I'm not quite sure I understand your approach, but here's a set of parameters that work. It might be helpful to discuss your formulation a colleague who has more experience with integer programming (I'm a novice) so that the resulting formulation is sharper.
x_rect = x + d
When a = 0, we want
l_n <= x <= u_n
l_n+d <= x_rect <= u_n+d
Therefore, we need
l_n+d <= 0 --> d <= -l_n --> d <= (1-a)*(-l_n)
u_n+d >= 0 --> d >= -u_n --> d >= (1-a)*(-u_n)
Hello Everyone,
I am trying to use MIPVerify library for neural network verification against adversarial attacks. My goal is to replace the ReLU function by a trainable mask that depends on the input image. Therefore for layer $i$, the activation of this layer instead of $max(0, w_i^\top \cdot xi)$ is calculated by $\mathbb{I}{(w_m^\top \cdot x_0) > 0} \cdot (w_i^\top \cdot x_i)$ where $w_m$ is the weight of independent network $m$ that is trained to predict the behavior of the ReLU function at layer $i$ and $x_0$ is the original input.
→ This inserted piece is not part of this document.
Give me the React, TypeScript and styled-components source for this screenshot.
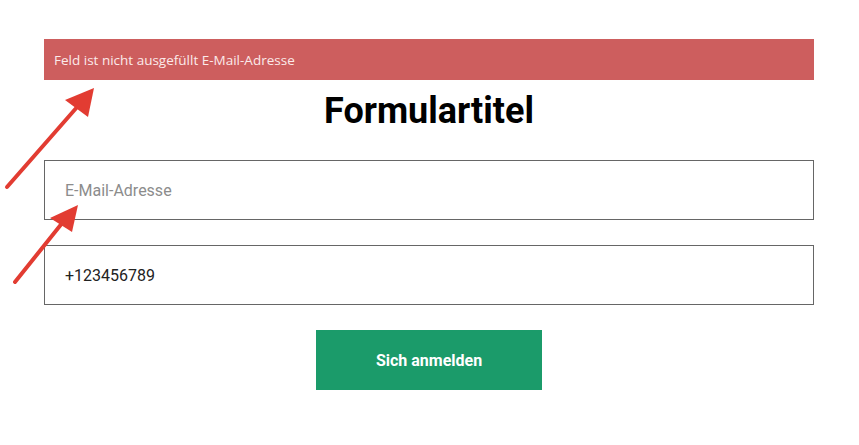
import React from "react";
import styled, { createGlobalStyle } from "styled-components";

const Global = createGlobalStyle`
  html, body { margin: 0; padding: 0; background: #fff; }
  body { font-family: Roboto, "Liberation Sans", sans-serif; }
`;

const Page = styled.div`
  position: relative;
  width: 859px;
  height: 445px;
  overflow: hidden;
  padding-top: 39px;
  box-sizing: border-box;
`;

const Form = styled.form`
  width: 770px;
  margin-left: 44px;
  display: flex;
  flex-direction: column;
`;

const ErrorBar = styled.div`
  height: 41px;
  background: #cd5e5e;
  color: #fbeaea;
  font-family: "Open Sans", sans-serif;
  font-size: 13.5px;
  display: flex;
  align-items: center;
  padding-left: 10px;
`;

const Title = styled.h1`
  margin: 11px 0 0;
  text-align: center;
  font-family: Roboto, sans-serif;
  font-weight: 700;
  font-size: 36px;
  line-height: 40px;
  color: #000;
`;

const Field = styled.input`
  box-sizing: border-box;
  height: 60px;
  width: 100%;
  margin-top: ${(p: { $mt: number }) => p.$mt}px;
  border: 1px solid #666;
  padding: 0 20px;
  font-family: Roboto, sans-serif;
  font-size: 16px;
  color: #222;
  outline: none;
  &::placeholder { color: #8c8c8c; }
`;

const Submit = styled.button`
  align-self: center;
  margin-top: 25px;
  width: 226px;
  height: 60px;
  border: none;
  background: #1b9b6a;
  color: #fff;
  font-family: Roboto, sans-serif;
  font-weight: 700;
  font-size: 16px;
  cursor: pointer;
`;

const Overlay = styled.svg`
  position: absolute;
  left: 0;
  top: 0;
  pointer-events: none;
`;

export default function App() {
  return (
    <>
      <Global />
      <Page>
        <Form onSubmit={(e) => e.preventDefault()}>
          <ErrorBar>Feld ist nicht ausgefüllt E-Mail-Adresse</ErrorBar>
          <Title>Formulartitel</Title>
          <Field $mt={29} placeholder="E-Mail-Adresse" />
          <Field $mt={25} defaultValue="+123456789" />
          <Submit type="submit">Sich anmelden</Submit>
        </Form>
        <Overlay width="859" height="445" viewBox="0 0 859 445">
          <line x1="7" y1="187" x2="78" y2="106" stroke="#e23c32" strokeWidth="4" strokeLinecap="round" />
          <polygon points="94,88 65,100 88,117" fill="#e23c32" />
          <line x1="15" y1="282" x2="63" y2="222" stroke="#e23c32" strokeWidth="4" strokeLinecap="round" />
          <polygon points="78,205 50,218 72,232" fill="#e23c32" />
        </Overlay>
      </Page>
    </>
  );
}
I followed the same approach of the code in implementing the ReLU function and I only changed the base case and the constraints. Furthermore, I used two different methods to train the masking network, one using ReLU activation and one with Sigmoid:
However, the models trained using ReLU activation are always INFEASIBLE when I try to find adversarial examples using $L_\infty$ norm even with large $\varepsilon$ values such as $0.5$ or even $0.9$. The models trained with sigmoid activation do not exhibit the same behavior. And using PGD I am able to find adversarial examples. I would like to know if my formulation of the constraints is correct regarding my goal and what would be the reason for this behavior.